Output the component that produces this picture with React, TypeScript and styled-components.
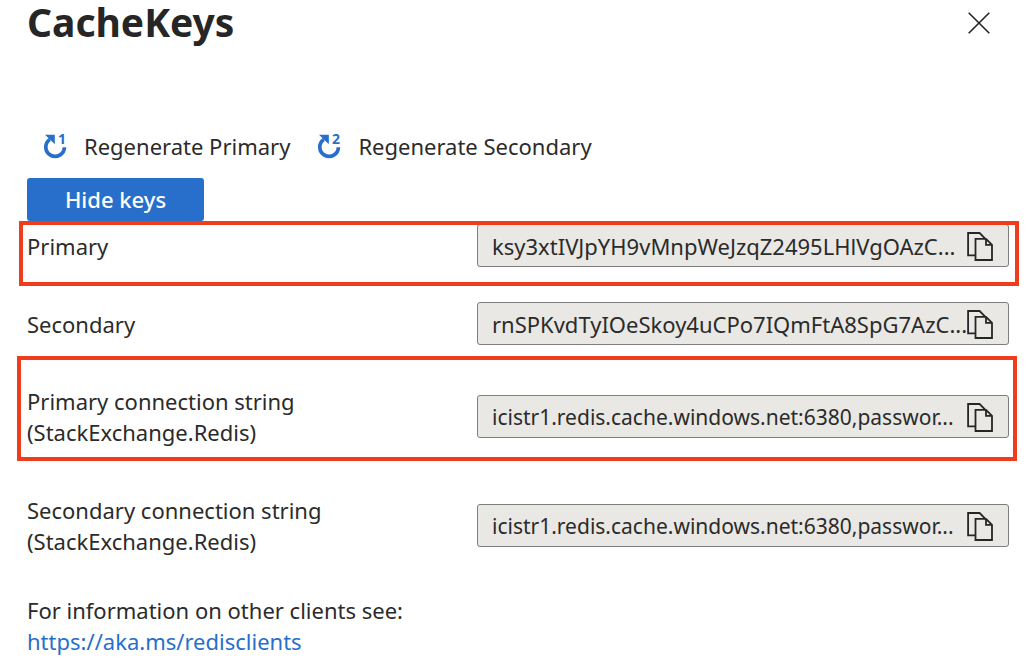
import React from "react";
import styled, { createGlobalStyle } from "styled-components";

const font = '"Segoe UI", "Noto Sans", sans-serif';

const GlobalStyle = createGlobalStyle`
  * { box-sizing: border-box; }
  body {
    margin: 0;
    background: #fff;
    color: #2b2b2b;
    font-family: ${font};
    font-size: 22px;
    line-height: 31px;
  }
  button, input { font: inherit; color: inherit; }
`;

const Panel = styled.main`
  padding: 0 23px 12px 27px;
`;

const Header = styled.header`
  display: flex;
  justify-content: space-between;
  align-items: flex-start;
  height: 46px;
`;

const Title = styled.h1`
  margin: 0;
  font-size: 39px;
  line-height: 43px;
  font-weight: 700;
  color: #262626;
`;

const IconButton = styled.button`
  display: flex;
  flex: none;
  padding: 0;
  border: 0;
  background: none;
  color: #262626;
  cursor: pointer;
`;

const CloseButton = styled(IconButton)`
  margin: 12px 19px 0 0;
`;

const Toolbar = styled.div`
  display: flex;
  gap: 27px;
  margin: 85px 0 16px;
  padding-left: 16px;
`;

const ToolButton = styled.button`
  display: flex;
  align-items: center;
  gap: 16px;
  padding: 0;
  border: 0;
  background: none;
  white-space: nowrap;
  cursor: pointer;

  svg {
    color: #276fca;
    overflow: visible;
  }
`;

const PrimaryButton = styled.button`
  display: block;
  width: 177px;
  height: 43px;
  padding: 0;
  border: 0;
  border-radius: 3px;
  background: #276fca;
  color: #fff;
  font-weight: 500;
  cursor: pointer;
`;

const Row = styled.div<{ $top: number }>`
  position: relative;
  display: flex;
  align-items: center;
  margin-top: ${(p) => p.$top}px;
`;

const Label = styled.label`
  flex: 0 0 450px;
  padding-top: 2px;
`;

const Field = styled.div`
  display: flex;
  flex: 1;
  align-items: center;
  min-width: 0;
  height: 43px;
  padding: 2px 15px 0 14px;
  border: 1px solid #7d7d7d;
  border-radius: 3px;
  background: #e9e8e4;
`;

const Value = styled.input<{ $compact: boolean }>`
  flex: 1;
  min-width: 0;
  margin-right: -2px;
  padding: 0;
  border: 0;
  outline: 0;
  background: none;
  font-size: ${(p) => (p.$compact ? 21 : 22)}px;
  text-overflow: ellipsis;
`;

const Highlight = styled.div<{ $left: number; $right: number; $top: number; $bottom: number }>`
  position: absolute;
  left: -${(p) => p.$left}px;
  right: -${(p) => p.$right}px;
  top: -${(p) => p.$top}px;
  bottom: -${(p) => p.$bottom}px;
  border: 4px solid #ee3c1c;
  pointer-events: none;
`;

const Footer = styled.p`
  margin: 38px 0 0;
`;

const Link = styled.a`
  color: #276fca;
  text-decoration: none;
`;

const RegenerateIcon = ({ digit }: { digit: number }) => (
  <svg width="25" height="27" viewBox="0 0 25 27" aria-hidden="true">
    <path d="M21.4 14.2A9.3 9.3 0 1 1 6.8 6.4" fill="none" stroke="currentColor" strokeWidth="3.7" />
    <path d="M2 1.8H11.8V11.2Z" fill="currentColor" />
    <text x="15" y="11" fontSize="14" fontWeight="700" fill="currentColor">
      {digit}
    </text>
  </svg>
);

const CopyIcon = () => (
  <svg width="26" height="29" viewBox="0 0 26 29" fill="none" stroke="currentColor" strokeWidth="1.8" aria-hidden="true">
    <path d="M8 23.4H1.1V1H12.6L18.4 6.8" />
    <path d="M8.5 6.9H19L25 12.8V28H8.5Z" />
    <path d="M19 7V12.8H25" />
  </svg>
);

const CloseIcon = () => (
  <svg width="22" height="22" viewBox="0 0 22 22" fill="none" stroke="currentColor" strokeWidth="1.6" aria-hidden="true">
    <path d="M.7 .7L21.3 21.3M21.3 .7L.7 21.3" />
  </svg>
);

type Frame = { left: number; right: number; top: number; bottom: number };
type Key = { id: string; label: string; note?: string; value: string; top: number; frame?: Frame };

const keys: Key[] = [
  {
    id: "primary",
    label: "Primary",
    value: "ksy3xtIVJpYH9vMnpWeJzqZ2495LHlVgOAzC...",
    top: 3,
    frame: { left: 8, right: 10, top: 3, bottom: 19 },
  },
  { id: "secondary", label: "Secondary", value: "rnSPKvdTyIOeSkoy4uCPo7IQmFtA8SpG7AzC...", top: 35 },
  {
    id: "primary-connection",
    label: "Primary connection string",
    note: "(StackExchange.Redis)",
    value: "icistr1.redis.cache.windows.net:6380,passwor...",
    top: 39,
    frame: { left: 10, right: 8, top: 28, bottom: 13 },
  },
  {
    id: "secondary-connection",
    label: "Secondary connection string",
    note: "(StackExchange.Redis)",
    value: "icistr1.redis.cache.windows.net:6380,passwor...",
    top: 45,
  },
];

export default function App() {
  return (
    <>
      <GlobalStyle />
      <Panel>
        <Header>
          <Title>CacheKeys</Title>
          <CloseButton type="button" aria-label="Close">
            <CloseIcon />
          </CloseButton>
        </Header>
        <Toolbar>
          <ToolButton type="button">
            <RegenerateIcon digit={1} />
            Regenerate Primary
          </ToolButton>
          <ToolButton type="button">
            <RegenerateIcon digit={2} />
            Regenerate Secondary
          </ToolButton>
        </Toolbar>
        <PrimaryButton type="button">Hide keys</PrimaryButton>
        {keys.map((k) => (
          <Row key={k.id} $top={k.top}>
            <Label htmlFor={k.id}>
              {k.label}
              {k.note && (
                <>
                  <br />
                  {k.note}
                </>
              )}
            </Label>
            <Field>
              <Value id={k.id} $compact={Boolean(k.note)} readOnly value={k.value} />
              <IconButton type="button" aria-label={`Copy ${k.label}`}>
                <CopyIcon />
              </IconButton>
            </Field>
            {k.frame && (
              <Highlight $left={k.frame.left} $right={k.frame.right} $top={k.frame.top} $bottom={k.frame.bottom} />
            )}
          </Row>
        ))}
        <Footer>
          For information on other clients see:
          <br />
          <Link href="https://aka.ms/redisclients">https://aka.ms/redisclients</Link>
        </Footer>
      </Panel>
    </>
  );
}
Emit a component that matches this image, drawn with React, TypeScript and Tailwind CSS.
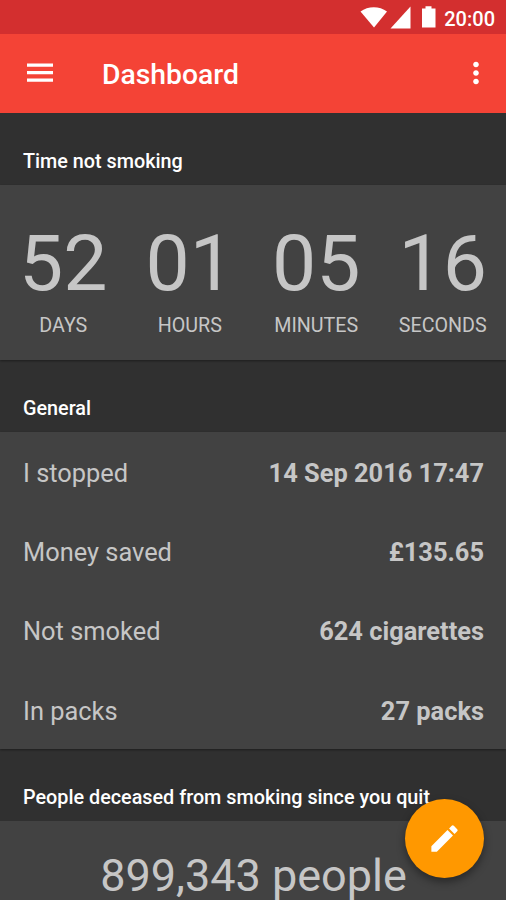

################

**PROBLEM DETAILS**
Exclude the images and reproduce the remaining data exactly.

**ANSWER BELOW**
Output the component that produces this picture with React, TypeScript and styled-components.
import React from "react";
import styled, { createGlobalStyle } from "styled-components";

const font = '"Segoe UI", "Noto Sans", sans-serif';

const GlobalStyle = createGlobalStyle`
  * { box-sizing: border-box; }
  body {
    margin: 0;
    background: #fff;
    color: #2b2b2b;
    font-family: ${font};
    font-size: 22px;
    line-height: 31px;
  }
  button, input { font: inherit; color: inherit; }
`;

const Panel = styled.main`
  padding: 0 23px 12px 27px;
`;

const Header = styled.header`
  display: flex;
  justify-content: space-between;
  align-items: flex-start;
  height: 46px;
`;

const Title = styled.h1`
  margin: 0;
  font-size: 39px;
  line-height: 43px;
  font-weight: 700;
  color: #262626;
`;

const IconButton = styled.button`
  display: flex;
  flex: none;
  padding: 0;
  border: 0;
  background: none;
  color: #262626;
  cursor: pointer;
`;

const CloseButton = styled(IconButton)`
  margin: 12px 19px 0 0;
`;

const Toolbar = styled.div`
  display: flex;
  gap: 27px;
  margin: 85px 0 16px;
  padding-left: 16px;
`;

const ToolButton = styled.button`
  display: flex;
  align-items: center;
  gap: 16px;
  padding: 0;
  border: 0;
  background: none;
  white-space: nowrap;
  cursor: pointer;

  svg {
    color: #276fca;
    overflow: visible;
  }
`;

const PrimaryButton = styled.button`
  display: block;
  width: 177px;
  height: 43px;
  padding: 0;
  border: 0;
  border-radius: 3px;
  background: #276fca;
  color: #fff;
  font-weight: 500;
  cursor: pointer;
`;

const Row = styled.div<{ $top: number }>`
  position: relative;
  display: flex;
  align-items: center;
  margin-top: ${(p) => p.$top}px;
`;

const Label = styled.label`
  flex: 0 0 450px;
  padding-top: 2px;
`;

const Field = styled.div`
  display: flex;
  flex: 1;
  align-items: center;
  min-width: 0;
  height: 43px;
  padding: 2px 15px 0 14px;
  border: 1px solid #7d7d7d;
  border-radius: 3px;
  background: #e9e8e4;
`;

const Value = styled.input<{ $compact: boolean }>`
  flex: 1;
  min-width: 0;
  margin-right: -2px;
  padding: 0;
  border: 0;
  outline: 0;
  background: none;
  font-size: ${(p) => (p.$compact ? 21 : 22)}px;
  text-overflow: ellipsis;
`;

const Highlight = styled.div<{ $left: number; $right: number; $top: number; $bottom: number }>`
  position: absolute;
  left: -${(p) => p.$left}px;
  right: -${(p) => p.$right}px;
  top: -${(p) => p.$top}px;
  bottom: -${(p) => p.$bottom}px;
  border: 4px solid #ee3c1c;
  pointer-events: none;
`;

const Footer = styled.p`
  margin: 38px 0 0;
`;

const Link = styled.a`
  color: #276fca;
  text-decoration: none;
`;

const RegenerateIcon = ({ digit }: { digit: number }) => (
  <svg width="25" height="27" viewBox="0 0 25 27" aria-hidden="true">
    <path d="M21.4 14.2A9.3 9.3 0 1 1 6.8 6.4" fill="none" stroke="currentColor" strokeWidth="3.7" />
    <path d="M2 1.8H11.8V11.2Z" fill="currentColor" />
    <text x="15" y="11" fontSize="14" fontWeight="700" fill="currentColor">
      {digit}
    </text>
  </svg>
);

const CopyIcon = () => (
  <svg width="26" height="29" viewBox="0 0 26 29" fill="none" stroke="currentColor" strokeWidth="1.8" aria-hidden="true">
    <path d="M8 23.4H1.1V1H12.6L18.4 6.8" />
    <path d="M8.5 6.9H19L25 12.8V28H8.5Z" />
    <path d="M19 7V12.8H25" />
  </svg>
);

const CloseIcon = () => (
  <svg width="22" height="22" viewBox="0 0 22 22" fill="none" stroke="currentColor" strokeWidth="1.6" aria-hidden="true">
    <path d="M.7 .7L21.3 21.3M21.3 .7L.7 21.3" />
  </svg>
);

type Frame = { left: number; right: number; top: number; bottom: number };
type Key = { id: string; label: string; note?: string; value: string; top: number; frame?: Frame };

const keys: Key[] = [
  {
    id: "primary",
    label: "Primary",
    value: "ksy3xtIVJpYH9vMnpWeJzqZ2495LHlVgOAzC...",
    top: 3,
    frame: { left: 8, right: 10, top: 3, bottom: 19 },
  },
  { id: "secondary", label: "Secondary", value: "rnSPKvdTyIOeSkoy4uCPo7IQmFtA8SpG7AzC...", top: 35 },
  {
    id: "primary-connection",
    label: "Primary connection string",
    note: "(StackExchange.Redis)",
    value: "icistr1.redis.cache.windows.net:6380,passwor...",
    top: 39,
    frame: { left: 10, right: 8, top: 28, bottom: 13 },
  },
  {
    id: "secondary-connection",
    label: "Secondary connection string",
    note: "(StackExchange.Redis)",
    value: "icistr1.redis.cache.windows.net:6380,passwor...",
    top: 45,
  },
];

export default function App() {
  return (
    <>
      <GlobalStyle />
      <Panel>
        <Header>
          <Title>CacheKeys</Title>
          <CloseButton type="button" aria-label="Close">
            <CloseIcon />
          </CloseButton>
        </Header>
        <Toolbar>
          <ToolButton type="button">
            <RegenerateIcon digit={1} />
            Regenerate Primary
          </ToolButton>
          <ToolButton type="button">
            <RegenerateIcon digit={2} />
            Regenerate Secondary
          </ToolButton>
        </Toolbar>
        <PrimaryButton type="button">Hide keys</PrimaryButton>
        {keys.map((k) => (
          <Row key={k.id} $top={k.top}>
            <Label htmlFor={k.id}>
              {k.label}
              {k.note && (
                <>
                  <br />
                  {k.note}
                </>
              )}
            </Label>
            <Field>
              <Value id={k.id} $compact={Boolean(k.note)} readOnly value={k.value} />
              <IconButton type="button" aria-label={`Copy ${k.label}`}>
                <CopyIcon />
              </IconButton>
            </Field>
            {k.frame && (
              <Highlight $left={k.frame.left} $right={k.frame.right} $top={k.frame.top} $bottom={k.frame.bottom} />
            )}
          </Row>
        ))}
        <Footer>
          For information on other clients see:
          <br />
          <Link href="https://aka.ms/redisclients">https://aka.ms/redisclients</Link>
        </Footer>
      </Panel>
    </>
  );
}
Emit a component that matches this image, drawn with React, TypeScript and Tailwind CSS.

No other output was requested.